A poesia não é campo para o inusitado,
mas para a transparência, para a sugestão e a instigação. E tem o
seu instante de evidenciar que os mistificadores e cegos não querem
ver ou trabalham para impedir que seja visto. A poesia de José Godoy
Garcia põe a nu para o homem e o mundo serem vistos. Na sua poesia
não há lugar para a pregação armada do marxista, mas para o
desarmamento das injustiças, e que seja permitido ao velho sair na
trilha ao lado do novo, do menino que só enxerga e anda. E o velho
ali para dizer: vamos pautar a caminhada assim.

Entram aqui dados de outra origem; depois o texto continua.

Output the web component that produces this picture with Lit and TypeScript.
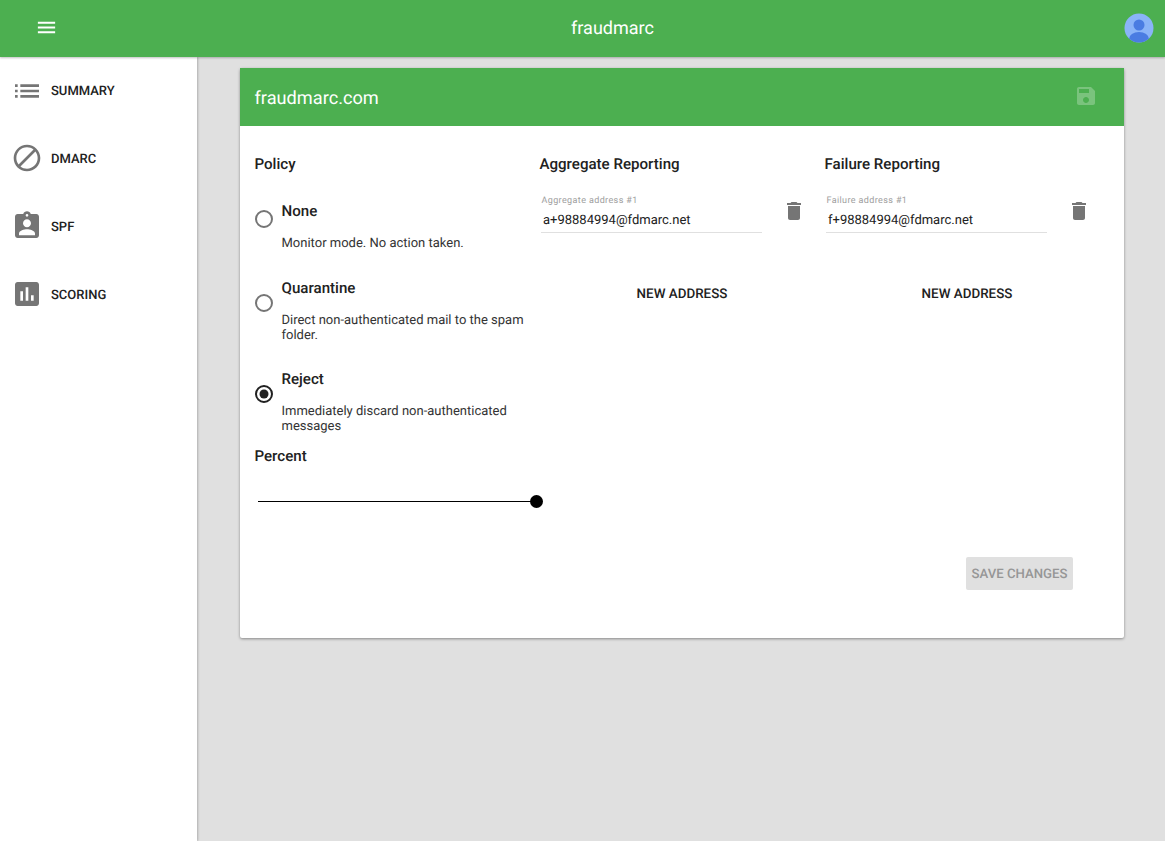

Pode-se afirmar como em Oito e Meio,
com Fellini, que toda obra de José Godoy Garcia, principalmente
neste O Flautista e o Mundo Sol Verde e Vermelho, é uma aula de
rastreamento da dignidade humana. É uma poesia que se realiza
através do embricamento de temas ternos.
A sua poesia vem do mesmo húmus da
natureza em que Manoel de Barros constrói versos com um delírio
microscópico e quebradiço, a partir de detritos, gravetos e
gramática, humano através da natureza mesma; José Godoy Garcia
arma-os, os versos, com a sentenciosidade do delírio do ser, numa
integração homem-natureza-idéias. São duas linhagens da poesia
brasileira, uma micro e outra macroscópica, com o mesmo domínio e
importância, trabalhando distanciadas para maravilha da Literatura
Brasileira e seus inexistentes leitores.
Com a gestão infinita do telúrico,
José Godoy Garcia não se desvincula dos temas enraizados no
cotidiano. Em O Flautista e o Mundo Sol Verde e Vermelho, estão
presentes a África do Sul, a chacina da Candelária, Ayrton Senna
virando anjo após o choque no muro... Tem espaço para homenagens a
Nicolas Behr, a Haroldo de Britto Guimarães, a Alberto Xavier de
Almeida, a Cairo Campos; para um hino de amor a Brasília (talvez o
mais belo já dedicado à cidade, juntamente com o texto de Clarice
Lispector), sem esquecimento de Jataí, sua cidade natal. E, acima de
tudo, até mesmo da pretensão remunerada, para resgate da imagem do
Rio de Janeiro.
José Godoy Garcia é um dos muitos
escritores discriminados pelo processo cultural brasileiro,
principalmente pela incapacidade e intolerância dos grupos
instalados fora do eixo Rio-São Paulo para criar seus próprios
representantes. Este é seu oitavo livro, série que teve início em O
Caminho de Trombas, que apresenta visão sobre a atuação da esquerda
brasileira, na qual teve participação efetiva; e um livro de contos,
Florismundo Periquito, ambientado na região Centro-Oeste, em que são
retratadas as condições adversas dos candangos que participaram da
instalação da Capital, e José Godoy Garcia era um deles, estave
entre eles. E os demais livros, todos da mais elegante poesia,
sempre no caminho do resgate da dignidade humana.